A bell rings loudly. The curtain of the tent theatre on the stage rises. The mimic scene represents a small room with two side doors and a practicable window at the back. Nedda, as Columbine, is walking about expectantly and anxiously. Her husband, Pagliaccio, has gone away till morning. Taddeo is at the market. She awaits her lover, Arlecchino (Harlequin). A dainty minuet forms the musical background.
A guitar is heard outside. Columbine runs to the window with signs of love and impatience. Harlequin, outside, sings his pretty serenade to his Columbine, "O Colombina, il tenero" (O Columbine, unbar to me thy lattice high).
The ditty over, she returns to the front of the mimic stage, seats herself, back to the door, through which Tonio, as Taddeo, a basket on his arm, now enters. He makes exaggerated love to Columbine, who, disgusted with his advances, goes to the window, opens it, and signals. Beppe, as Harlequin, enters by the window. He makes light of Taddeo, whom he takes by the ear and turns out of the room, to the accompaniment of a few kicks. All the while the minuet has tripped its pretty measure and the mimic audience has found plenty to amuse it.

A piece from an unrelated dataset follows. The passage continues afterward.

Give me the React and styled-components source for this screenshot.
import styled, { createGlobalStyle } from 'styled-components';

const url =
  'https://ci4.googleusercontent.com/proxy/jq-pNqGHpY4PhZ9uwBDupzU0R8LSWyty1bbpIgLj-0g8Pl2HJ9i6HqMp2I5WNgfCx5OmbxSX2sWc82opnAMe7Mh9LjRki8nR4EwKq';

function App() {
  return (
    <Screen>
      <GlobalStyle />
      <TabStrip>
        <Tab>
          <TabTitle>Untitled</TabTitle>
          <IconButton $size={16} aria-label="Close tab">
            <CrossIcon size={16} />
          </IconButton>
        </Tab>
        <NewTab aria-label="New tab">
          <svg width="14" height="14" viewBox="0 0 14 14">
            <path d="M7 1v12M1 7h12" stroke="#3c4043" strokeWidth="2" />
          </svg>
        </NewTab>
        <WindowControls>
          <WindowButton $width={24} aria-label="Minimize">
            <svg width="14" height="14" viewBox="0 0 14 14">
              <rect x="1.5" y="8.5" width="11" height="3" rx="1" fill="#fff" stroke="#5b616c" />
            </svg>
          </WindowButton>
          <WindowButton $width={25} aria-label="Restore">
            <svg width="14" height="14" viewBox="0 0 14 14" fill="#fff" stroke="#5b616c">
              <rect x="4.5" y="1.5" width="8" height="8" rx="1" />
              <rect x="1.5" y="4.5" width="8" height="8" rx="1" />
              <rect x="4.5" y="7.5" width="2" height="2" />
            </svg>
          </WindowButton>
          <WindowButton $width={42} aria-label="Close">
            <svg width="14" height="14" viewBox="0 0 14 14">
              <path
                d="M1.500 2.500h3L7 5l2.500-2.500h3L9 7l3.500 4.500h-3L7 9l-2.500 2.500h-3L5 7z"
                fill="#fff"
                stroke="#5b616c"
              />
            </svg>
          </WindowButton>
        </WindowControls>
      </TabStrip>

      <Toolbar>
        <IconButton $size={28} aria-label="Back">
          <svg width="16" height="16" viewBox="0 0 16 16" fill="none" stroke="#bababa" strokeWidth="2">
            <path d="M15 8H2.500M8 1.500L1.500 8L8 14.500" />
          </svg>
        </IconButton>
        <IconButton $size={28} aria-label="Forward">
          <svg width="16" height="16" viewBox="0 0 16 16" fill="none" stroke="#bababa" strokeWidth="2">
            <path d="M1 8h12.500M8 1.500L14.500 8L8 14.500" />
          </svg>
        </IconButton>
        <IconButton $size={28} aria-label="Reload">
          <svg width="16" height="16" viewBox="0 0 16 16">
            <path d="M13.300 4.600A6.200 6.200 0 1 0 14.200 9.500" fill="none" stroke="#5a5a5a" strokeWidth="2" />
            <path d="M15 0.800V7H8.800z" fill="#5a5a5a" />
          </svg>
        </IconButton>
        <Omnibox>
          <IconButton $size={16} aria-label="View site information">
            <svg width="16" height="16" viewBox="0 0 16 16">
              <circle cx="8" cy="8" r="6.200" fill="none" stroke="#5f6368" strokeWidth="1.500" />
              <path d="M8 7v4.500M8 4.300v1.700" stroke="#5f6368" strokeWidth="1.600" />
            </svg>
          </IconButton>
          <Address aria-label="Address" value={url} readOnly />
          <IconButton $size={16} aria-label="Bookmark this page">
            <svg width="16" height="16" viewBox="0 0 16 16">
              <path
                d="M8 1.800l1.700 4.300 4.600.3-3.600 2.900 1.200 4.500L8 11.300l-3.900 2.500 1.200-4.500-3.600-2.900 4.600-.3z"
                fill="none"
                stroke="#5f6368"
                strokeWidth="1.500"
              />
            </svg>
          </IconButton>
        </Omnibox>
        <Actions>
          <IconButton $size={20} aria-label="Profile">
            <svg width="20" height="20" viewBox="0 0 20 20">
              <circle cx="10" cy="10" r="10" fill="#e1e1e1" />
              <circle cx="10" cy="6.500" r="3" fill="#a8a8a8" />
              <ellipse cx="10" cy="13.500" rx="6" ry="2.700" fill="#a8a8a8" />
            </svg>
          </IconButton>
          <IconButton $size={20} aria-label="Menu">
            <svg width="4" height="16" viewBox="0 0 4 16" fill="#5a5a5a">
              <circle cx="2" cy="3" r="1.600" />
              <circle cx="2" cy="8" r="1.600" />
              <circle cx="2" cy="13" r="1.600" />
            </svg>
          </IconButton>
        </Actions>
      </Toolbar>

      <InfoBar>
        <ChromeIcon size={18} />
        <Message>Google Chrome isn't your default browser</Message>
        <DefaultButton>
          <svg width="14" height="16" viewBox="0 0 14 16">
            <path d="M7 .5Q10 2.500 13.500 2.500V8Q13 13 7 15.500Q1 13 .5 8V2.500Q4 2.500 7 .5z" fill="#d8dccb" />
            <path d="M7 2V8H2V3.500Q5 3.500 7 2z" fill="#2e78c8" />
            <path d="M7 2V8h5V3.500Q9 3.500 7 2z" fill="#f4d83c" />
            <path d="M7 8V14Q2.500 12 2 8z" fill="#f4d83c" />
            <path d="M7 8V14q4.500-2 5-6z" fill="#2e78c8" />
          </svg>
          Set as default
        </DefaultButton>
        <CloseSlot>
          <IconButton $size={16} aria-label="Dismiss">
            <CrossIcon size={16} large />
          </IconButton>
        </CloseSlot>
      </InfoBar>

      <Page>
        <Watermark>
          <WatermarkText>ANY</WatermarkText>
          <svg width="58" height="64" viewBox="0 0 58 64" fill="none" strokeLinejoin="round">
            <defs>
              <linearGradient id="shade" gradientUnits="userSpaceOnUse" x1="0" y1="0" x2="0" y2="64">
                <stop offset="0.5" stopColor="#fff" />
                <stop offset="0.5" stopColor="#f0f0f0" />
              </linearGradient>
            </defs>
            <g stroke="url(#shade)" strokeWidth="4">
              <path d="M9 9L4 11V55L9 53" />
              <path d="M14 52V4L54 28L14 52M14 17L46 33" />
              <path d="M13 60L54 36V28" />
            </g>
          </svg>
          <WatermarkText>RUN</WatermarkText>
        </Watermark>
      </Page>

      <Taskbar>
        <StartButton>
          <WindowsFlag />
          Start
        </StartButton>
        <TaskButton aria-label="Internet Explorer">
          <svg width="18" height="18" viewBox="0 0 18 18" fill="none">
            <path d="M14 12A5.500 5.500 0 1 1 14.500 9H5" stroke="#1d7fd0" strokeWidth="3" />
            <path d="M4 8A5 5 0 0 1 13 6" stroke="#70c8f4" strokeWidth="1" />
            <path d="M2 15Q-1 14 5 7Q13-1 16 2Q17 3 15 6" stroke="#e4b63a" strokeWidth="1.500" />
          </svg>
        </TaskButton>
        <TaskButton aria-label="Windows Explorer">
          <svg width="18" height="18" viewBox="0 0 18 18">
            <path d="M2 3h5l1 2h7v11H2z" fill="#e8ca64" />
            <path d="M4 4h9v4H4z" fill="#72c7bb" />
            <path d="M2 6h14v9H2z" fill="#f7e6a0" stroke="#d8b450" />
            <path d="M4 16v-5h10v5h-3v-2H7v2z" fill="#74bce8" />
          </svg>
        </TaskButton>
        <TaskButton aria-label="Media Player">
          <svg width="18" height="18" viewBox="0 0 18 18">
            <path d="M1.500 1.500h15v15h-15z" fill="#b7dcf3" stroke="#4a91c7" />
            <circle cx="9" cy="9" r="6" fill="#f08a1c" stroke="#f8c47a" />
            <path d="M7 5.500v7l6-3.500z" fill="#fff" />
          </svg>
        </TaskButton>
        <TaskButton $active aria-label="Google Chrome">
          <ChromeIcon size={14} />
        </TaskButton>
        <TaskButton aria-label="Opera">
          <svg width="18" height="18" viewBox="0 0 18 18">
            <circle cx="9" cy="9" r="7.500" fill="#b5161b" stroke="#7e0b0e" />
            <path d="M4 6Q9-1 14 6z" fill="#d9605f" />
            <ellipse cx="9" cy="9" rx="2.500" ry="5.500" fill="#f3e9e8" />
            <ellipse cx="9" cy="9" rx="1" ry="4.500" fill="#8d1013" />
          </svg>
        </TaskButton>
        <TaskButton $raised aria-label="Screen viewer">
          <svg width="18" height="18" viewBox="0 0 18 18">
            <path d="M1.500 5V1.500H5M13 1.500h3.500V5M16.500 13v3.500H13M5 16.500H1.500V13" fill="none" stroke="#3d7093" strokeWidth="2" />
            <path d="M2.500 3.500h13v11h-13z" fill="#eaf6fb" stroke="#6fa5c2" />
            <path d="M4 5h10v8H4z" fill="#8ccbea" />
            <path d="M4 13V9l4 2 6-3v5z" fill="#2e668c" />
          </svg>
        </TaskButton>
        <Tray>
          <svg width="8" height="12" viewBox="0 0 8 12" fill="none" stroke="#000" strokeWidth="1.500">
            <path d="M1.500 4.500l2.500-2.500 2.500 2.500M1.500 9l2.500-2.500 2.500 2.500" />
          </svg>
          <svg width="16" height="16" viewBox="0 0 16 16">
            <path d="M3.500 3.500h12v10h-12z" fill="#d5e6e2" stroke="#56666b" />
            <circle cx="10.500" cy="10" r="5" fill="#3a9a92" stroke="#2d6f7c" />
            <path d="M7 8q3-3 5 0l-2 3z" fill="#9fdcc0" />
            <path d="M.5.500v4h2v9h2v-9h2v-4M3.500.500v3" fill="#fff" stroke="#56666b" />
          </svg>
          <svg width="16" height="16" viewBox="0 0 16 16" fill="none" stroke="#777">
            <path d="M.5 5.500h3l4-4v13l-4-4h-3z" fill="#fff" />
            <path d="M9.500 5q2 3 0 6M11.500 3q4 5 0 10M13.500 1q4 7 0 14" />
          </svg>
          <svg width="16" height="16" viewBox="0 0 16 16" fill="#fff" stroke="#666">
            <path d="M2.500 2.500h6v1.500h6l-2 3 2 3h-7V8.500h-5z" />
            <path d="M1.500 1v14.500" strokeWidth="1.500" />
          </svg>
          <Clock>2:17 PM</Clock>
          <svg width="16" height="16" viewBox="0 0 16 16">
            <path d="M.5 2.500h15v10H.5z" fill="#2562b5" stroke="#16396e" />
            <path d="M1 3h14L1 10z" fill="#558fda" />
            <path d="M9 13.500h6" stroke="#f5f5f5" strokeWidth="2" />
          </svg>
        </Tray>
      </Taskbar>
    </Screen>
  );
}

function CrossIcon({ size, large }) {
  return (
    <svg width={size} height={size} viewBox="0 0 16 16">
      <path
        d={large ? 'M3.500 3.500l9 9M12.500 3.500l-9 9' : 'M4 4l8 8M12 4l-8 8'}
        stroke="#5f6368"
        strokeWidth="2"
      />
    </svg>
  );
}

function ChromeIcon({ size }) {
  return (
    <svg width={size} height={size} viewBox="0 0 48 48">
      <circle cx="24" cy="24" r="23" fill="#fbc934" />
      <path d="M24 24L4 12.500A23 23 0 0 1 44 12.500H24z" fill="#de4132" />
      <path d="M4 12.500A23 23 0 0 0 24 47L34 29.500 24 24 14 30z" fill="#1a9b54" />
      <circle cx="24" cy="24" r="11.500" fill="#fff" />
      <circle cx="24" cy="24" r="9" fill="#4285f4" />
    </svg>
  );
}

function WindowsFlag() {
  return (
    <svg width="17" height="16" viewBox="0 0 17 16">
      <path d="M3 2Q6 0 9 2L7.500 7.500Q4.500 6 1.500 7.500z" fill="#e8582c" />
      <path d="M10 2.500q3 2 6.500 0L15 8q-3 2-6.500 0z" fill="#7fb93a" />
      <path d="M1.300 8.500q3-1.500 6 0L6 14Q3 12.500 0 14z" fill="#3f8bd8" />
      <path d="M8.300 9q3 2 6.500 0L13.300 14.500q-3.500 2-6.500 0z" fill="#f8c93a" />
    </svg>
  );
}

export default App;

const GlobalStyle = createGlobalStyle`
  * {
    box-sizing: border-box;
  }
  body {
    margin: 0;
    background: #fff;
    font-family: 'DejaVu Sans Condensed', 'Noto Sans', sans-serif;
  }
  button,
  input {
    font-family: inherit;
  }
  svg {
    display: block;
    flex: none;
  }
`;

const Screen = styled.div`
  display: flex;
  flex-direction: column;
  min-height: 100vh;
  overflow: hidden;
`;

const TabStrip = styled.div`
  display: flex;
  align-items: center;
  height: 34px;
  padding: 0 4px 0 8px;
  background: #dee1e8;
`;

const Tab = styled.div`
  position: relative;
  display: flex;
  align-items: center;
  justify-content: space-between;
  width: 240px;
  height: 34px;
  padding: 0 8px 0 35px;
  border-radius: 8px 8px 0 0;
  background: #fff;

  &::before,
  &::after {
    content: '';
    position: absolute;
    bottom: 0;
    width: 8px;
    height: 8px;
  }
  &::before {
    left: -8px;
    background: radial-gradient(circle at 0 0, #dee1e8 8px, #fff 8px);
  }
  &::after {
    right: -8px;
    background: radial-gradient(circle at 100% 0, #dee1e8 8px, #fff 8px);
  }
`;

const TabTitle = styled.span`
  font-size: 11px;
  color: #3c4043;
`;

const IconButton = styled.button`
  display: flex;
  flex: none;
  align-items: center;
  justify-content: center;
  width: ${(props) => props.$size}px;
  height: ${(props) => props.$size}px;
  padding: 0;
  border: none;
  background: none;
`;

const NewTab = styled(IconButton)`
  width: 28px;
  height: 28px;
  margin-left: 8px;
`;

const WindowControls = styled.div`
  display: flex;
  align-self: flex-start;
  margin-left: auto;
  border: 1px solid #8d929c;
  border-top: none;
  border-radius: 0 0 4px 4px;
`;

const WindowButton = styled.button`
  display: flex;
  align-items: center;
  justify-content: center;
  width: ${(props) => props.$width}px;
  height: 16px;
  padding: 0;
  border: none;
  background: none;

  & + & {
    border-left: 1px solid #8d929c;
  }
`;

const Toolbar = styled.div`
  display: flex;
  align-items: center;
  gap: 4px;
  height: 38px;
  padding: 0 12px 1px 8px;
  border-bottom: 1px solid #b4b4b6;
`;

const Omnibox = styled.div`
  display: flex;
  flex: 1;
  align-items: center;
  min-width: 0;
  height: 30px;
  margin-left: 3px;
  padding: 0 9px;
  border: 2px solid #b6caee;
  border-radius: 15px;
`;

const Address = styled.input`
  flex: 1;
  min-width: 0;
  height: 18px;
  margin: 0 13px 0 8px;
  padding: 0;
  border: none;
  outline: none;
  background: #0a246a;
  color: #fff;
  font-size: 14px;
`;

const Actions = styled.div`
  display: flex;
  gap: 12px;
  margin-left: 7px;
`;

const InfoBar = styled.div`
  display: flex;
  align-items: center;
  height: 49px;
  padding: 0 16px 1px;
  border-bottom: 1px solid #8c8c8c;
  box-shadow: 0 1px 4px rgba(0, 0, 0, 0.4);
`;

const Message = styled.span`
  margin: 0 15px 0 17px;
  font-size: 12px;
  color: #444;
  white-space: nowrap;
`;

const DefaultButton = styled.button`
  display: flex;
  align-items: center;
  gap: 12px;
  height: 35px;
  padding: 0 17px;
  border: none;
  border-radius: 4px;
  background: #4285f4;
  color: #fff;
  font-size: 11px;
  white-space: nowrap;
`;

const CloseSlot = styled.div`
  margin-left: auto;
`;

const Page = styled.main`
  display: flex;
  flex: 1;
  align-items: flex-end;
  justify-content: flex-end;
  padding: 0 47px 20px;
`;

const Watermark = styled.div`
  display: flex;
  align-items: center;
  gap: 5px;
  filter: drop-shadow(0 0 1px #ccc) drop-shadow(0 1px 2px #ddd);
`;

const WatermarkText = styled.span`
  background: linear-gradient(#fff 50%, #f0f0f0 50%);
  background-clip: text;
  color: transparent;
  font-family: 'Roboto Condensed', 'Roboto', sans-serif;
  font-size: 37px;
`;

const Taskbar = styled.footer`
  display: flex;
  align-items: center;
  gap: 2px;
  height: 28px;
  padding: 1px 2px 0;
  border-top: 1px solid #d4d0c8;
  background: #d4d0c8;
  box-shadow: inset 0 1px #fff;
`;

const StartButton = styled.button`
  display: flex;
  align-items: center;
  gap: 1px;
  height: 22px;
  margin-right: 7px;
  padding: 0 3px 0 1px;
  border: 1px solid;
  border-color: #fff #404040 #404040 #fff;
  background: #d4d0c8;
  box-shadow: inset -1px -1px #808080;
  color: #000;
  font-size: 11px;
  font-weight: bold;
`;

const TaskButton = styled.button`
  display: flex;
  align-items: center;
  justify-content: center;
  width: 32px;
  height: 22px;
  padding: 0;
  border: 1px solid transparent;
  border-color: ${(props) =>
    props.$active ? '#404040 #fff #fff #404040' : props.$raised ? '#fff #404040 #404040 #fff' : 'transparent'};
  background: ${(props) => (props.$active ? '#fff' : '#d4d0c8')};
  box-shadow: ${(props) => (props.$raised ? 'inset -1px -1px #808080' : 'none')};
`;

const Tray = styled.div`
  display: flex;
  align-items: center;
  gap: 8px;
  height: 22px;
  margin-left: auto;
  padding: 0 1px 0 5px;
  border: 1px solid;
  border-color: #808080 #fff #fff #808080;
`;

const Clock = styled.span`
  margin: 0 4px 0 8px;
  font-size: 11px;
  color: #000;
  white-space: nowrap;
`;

Harlequin has brought a bottle of wine, also a phial with a sleeping-potion, which she is to give her husband, when opportunity offers, so that, while he sleeps, she and Harlequin may fly together. Love appears to prosper, till, suddenly, Taddeo bursts in. Columbine's husband, Pagliaccio, is approaching. He suspects her, and is stamping with anger. "Pour the philtre in his wine, love!" admonishes Harlequin, and hurriedly gets out through the window.
Columbine calls after him, just as Canio, in the character of Pagliaccio, appears in the door, "Tonight, love, and forever, I am thine!"—the same words Canio heard his wife call after her lover a few hours before.
Columbine parries Pagliaccio's questions. He has returned too early. He has been drinking. No one was with her, save the harmless Taddeo, who has become alarmed and has sought safety in the closet. From within, Taddeo expostulates with Pagliaccio. His wife is true, her pious lips would ne'er deceive her husband. The audience laughs.
But now it no longer is Pagliaccio, it is Canio, who calls out threateningly, not to Columbine, but to Nedda, "His name!"
"Pagliaccio! Pagliaccio!" protests Nedda, still trying to keep in the play. "No!" cries out her husband—in a passage dramatically almost as effective as "Ridi, Pagliaccio!"—"I am Pagliaccio no more! I am a man again, with anguish deep and human!" The audience thinks his intensity is wonderful acting—all save Silvio, who shows signs of anxiety.